-- Provided material --
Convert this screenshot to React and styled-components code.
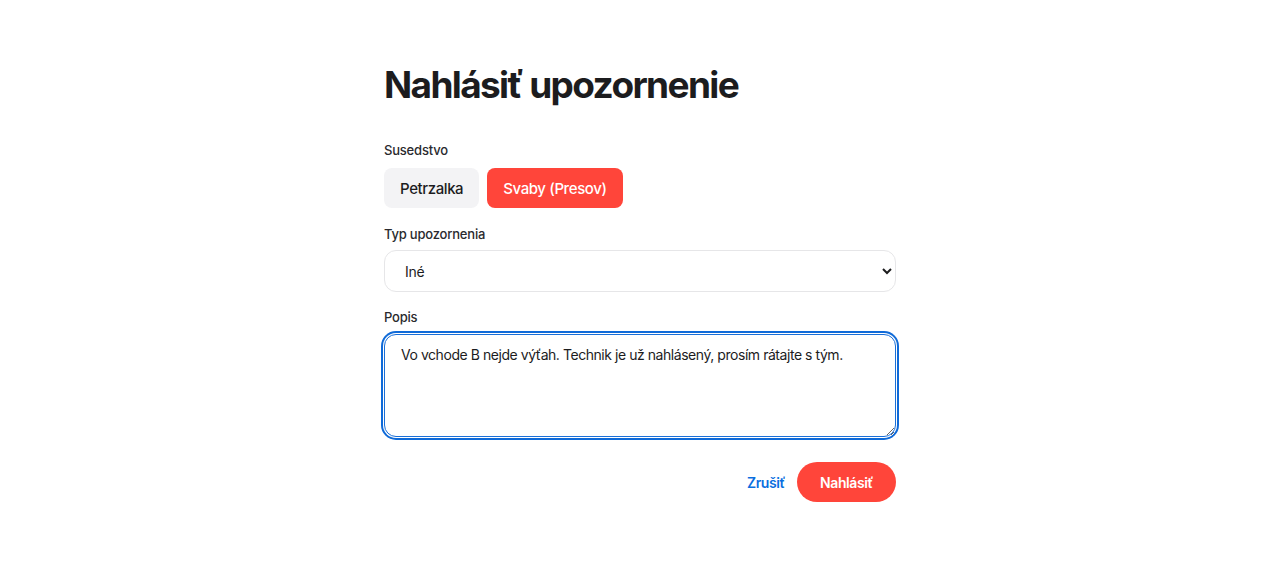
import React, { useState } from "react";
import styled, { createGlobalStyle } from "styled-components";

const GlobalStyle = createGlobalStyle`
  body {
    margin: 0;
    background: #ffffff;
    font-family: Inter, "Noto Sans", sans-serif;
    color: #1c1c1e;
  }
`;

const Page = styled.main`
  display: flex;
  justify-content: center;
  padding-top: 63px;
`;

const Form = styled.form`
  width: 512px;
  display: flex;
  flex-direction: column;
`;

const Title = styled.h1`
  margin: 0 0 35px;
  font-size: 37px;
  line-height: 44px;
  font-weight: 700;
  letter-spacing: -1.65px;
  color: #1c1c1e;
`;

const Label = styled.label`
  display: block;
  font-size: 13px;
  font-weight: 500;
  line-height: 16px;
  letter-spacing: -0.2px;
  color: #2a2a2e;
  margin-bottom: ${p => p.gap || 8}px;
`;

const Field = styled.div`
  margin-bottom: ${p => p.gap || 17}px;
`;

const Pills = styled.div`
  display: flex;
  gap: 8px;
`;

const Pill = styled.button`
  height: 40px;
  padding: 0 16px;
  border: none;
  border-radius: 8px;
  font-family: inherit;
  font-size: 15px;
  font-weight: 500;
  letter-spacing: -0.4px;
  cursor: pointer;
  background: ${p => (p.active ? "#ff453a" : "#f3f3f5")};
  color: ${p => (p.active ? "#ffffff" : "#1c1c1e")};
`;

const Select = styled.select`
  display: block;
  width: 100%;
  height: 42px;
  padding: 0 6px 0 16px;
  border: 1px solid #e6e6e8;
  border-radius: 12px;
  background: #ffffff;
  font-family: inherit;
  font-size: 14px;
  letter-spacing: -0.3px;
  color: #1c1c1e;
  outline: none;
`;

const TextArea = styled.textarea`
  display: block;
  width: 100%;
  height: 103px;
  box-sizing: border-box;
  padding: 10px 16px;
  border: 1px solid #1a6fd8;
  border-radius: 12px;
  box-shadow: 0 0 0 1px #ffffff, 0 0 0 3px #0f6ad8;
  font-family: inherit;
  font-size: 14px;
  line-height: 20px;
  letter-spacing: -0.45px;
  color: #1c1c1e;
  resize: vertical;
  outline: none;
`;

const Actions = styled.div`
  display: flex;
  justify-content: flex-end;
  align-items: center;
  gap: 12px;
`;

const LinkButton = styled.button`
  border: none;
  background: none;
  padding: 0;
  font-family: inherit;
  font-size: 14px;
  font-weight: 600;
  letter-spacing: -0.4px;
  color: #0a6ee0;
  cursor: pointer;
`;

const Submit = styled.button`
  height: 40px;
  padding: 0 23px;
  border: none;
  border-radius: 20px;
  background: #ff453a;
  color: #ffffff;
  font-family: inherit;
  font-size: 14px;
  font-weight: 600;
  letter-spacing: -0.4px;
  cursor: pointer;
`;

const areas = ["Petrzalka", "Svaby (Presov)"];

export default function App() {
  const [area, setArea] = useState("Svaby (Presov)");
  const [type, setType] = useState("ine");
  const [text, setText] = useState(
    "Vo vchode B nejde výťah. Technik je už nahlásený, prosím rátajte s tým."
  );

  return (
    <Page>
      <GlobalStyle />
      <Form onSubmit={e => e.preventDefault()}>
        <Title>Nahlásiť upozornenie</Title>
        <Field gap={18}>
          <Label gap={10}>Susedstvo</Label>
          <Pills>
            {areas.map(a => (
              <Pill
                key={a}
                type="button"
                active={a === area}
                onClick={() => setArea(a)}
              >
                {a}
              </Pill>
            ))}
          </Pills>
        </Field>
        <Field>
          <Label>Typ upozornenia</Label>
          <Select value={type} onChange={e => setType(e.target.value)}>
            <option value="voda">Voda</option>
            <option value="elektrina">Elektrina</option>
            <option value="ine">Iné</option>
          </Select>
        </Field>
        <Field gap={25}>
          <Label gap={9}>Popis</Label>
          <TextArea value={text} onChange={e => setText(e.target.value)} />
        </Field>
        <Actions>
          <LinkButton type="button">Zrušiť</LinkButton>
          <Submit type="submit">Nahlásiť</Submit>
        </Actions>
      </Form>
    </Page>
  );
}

-- Set exercise --
Word for word, quote the full listing, omitting every picture.

-- Response to this exercise --
Convert this screenshot to React and styled-components code.
import React, { useState } from "react";
import styled, { createGlobalStyle } from "styled-components";

const GlobalStyle = createGlobalStyle`
  body {
    margin: 0;
    background: #ffffff;
    font-family: Inter, "Noto Sans", sans-serif;
    color: #1c1c1e;
  }
`;

const Page = styled.main`
  display: flex;
  justify-content: center;
  padding-top: 63px;
`;

const Form = styled.form`
  width: 512px;
  display: flex;
  flex-direction: column;
`;

const Title = styled.h1`
  margin: 0 0 35px;
  font-size: 37px;
  line-height: 44px;
  font-weight: 700;
  letter-spacing: -1.65px;
  color: #1c1c1e;
`;

const Label = styled.label`
  display: block;
  font-size: 13px;
  font-weight: 500;
  line-height: 16px;
  letter-spacing: -0.2px;
  color: #2a2a2e;
  margin-bottom: ${p => p.gap || 8}px;
`;

const Field = styled.div`
  margin-bottom: ${p => p.gap || 17}px;
`;

const Pills = styled.div`
  display: flex;
  gap: 8px;
`;

const Pill = styled.button`
  height: 40px;
  padding: 0 16px;
  border: none;
  border-radius: 8px;
  font-family: inherit;
  font-size: 15px;
  font-weight: 500;
  letter-spacing: -0.4px;
  cursor: pointer;
  background: ${p => (p.active ? "#ff453a" : "#f3f3f5")};
  color: ${p => (p.active ? "#ffffff" : "#1c1c1e")};
`;

const Select = styled.select`
  display: block;
  width: 100%;
  height: 42px;
  padding: 0 6px 0 16px;
  border: 1px solid #e6e6e8;
  border-radius: 12px;
  background: #ffffff;
  font-family: inherit;
  font-size: 14px;
  letter-spacing: -0.3px;
  color: #1c1c1e;
  outline: none;
`;

const TextArea = styled.textarea`
  display: block;
  width: 100%;
  height: 103px;
  box-sizing: border-box;
  padding: 10px 16px;
  border: 1px solid #1a6fd8;
  border-radius: 12px;
  box-shadow: 0 0 0 1px #ffffff, 0 0 0 3px #0f6ad8;
  font-family: inherit;
  font-size: 14px;
  line-height: 20px;
  letter-spacing: -0.45px;
  color: #1c1c1e;
  resize: vertical;
  outline: none;
`;

const Actions = styled.div`
  display: flex;
  justify-content: flex-end;
  align-items: center;
  gap: 12px;
`;

const LinkButton = styled.button`
  border: none;
  background: none;
  padding: 0;
  font-family: inherit;
  font-size: 14px;
  font-weight: 600;
  letter-spacing: -0.4px;
  color: #0a6ee0;
  cursor: pointer;
`;

const Submit = styled.button`
  height: 40px;
  padding: 0 23px;
  border: none;
  border-radius: 20px;
  background: #ff453a;
  color: #ffffff;
  font-family: inherit;
  font-size: 14px;
  font-weight: 600;
  letter-spacing: -0.4px;
  cursor: pointer;
`;

const areas = ["Petrzalka", "Svaby (Presov)"];

export default function App() {
  const [area, setArea] = useState("Svaby (Presov)");
  const [type, setType] = useState("ine");
  const [text, setText] = useState(
    "Vo vchode B nejde výťah. Technik je už nahlásený, prosím rátajte s tým."
  );

  return (
    <Page>
      <GlobalStyle />
      <Form onSubmit={e => e.preventDefault()}>
        <Title>Nahlásiť upozornenie</Title>
        <Field gap={18}>
          <Label gap={10}>Susedstvo</Label>
          <Pills>
            {areas.map(a => (
              <Pill
                key={a}
                type="button"
                active={a === area}
                onClick={() => setArea(a)}
              >
                {a}
              </Pill>
            ))}
          </Pills>
        </Field>
        <Field>
          <Label>Typ upozornenia</Label>
          <Select value={type} onChange={e => setType(e.target.value)}>
            <option value="voda">Voda</option>
            <option value="elektrina">Elektrina</option>
            <option value="ine">Iné</option>
          </Select>
        </Field>
        <Field gap={25}>
          <Label gap={9}>Popis</Label>
          <TextArea value={text} onChange={e => setText(e.target.value)} />
        </Field>
        <Actions>
          <LinkButton type="button">Zrušiť</LinkButton>
          <Submit type="submit">Nahlásiť</Submit>
        </Actions>
      </Form>
    </Page>
  );
}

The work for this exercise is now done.